As I climbed higher and higher it was borne in upon me that a process of destruction was going on also in the woods. Fifteen years ago there were still lofty beech trees here. What had become of them? Whose home had they heated? The Urkut side was still more or less in its original shape; but the Nagyvázsony side was poor, drab and commercialised. The trees were not of the old magnificent Bakony type. They had been planted for utility, not beauty.
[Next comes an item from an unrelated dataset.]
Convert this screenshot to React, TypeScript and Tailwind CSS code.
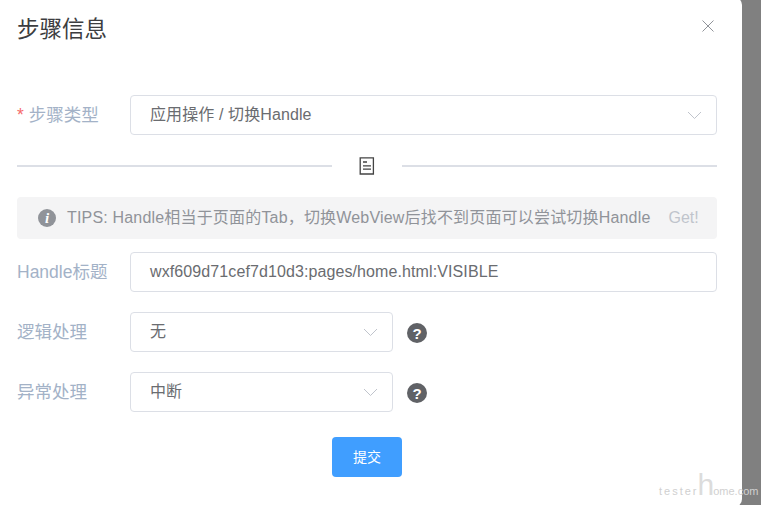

I have a friend who often talks to me of this hillside. He thinks that all along the valley the oaks and birches, beeches and limes, alders and ashes ought to be cut down and peaches, almonds and hazelnuts planted in their stead. Possibly he is right. There is no doubt that the present state of affairs is unworthy of the traditions of the place. One by one the magnificent trunks have been felled, leaving a tangle of crooked side shoots which will be thinned out once, twice, until, thirty years hence, the whole will be cut down once again. How much better to have orchards planted here, 10,000 acres of almonds and hazelnuts and peaches. The soil would be suitable. I have seen such a lavish blossoming of almond trees, one April, in the little village of Aracs, twenty odd kilometres away, as even Tuscany could not have beaten. And I know that the almonds produced there are large and sweet and oily. Yes, this might after all be a worthy transformation of the Bakony. If it must lose its ancient wildness, it should be turned into a vast orchard constantly renewing itself in rare and delicate beauty.